Ülkemizdeki en gerçeklerden birisi de “Kadına Şiddet” ve “Kadın Cinayetleri”dir. Biz, Zafer Partisi olarak, kadına şiddeti ve kadın cinayetlerini caydırıcı ceza sistemini uygulamaya koyacağız” şeklinde dile getirdi.
İstanbul Sözleşmesi’nin mutabakat metnine konulmasına kimler karşı çıktı?
İstanbul Sözleşmesi’nden çekilmeyi doğru bulmuyoruz. İktidara geldiğimiz gün derhal İstanbul Sözleşmesi’ni uygulamaya koyacağımızı temin ediyoruz. Ancak Altılı Masa’nın yayınladığı mutabakat metninde “İstanbul Sözleşmesi” ifadesi yer almamaktadır. Tekrar soruyorum, “Meral Hanım, Kemal Bey acaba İstanbul Sözleşmesi’nin konulmasına kimler karşı çıktı?” Tarikatlar ve cemaatler İstanbul Sözleşmesi’ni istemedikleri için mi koyamadınız? DEVA ve Gelecek partileri İstanbul Sözleşmesi’ni istemediği için mi koyamadınız ya da Saidi Nursi taraftarı Gültekin Uysal İstanbul Sözleşmesi’ni bizim nurculara anlatamadık dediği için mi koymadınız? Anlatsanıza neden koymadınız İstanbul Sözleşmesi’ni?

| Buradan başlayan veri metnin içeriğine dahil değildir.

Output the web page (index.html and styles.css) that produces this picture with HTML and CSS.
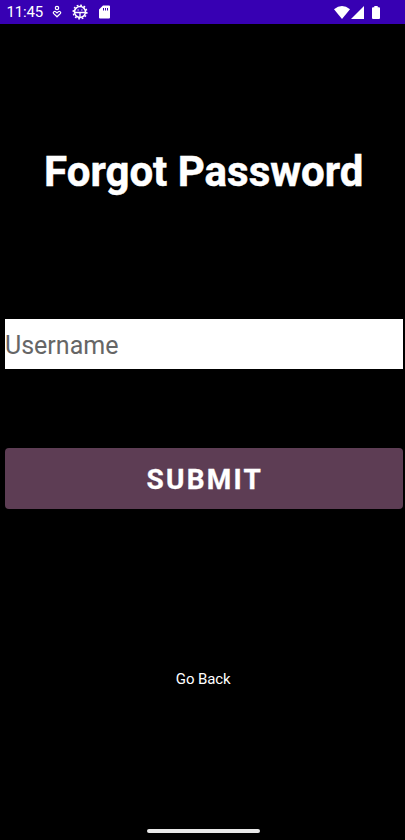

Altılı Masa yamalı bohçadır
Takındığı tavır ile “sudan çıkmış balık” misali ne yapacağını bilememekte çok ortaklı mekanizma içerisinde her bir parçasını bir arada tutma girişimindedir. Ancak bu tutum ve davranışlar, Türkiye’nin içerisinde bulunduğu bunalım günlerinden çıkışın kapısını aralamak yerine bunalımdan çıkışı erteleme hizmeti sağlamaktadır.
Bir yamalı bohça olan bu masanın Türkiye’nin karşı karşıya olduğu ağır sorunları aşabilecek bir iradeye sahip olmadığını görüyoruz. Biz Zafer Partisi olarak, kuruluşumuzdan önce de kuruluş metnimizde de, kuruluş sonrası sürecimizde de memleketimize sahip çıkma mücadelesi içerisindeyiz.
Biz, Türkiye’yi partimizden ve kendimizden çok seviyoruz. Türk milletinin varlığı, huzuru ve refahı için, dün söylediğimizi yarın yalanlamıyoruz; İstanbul’da başka Diyarbakır’da başka ifadeler kullanmıyoruz. Biz, Türk milletine Türk Devleti’ni geri vermek için mücadele ediyoruz. Zafer büyük Türk milletinin olacaktır”.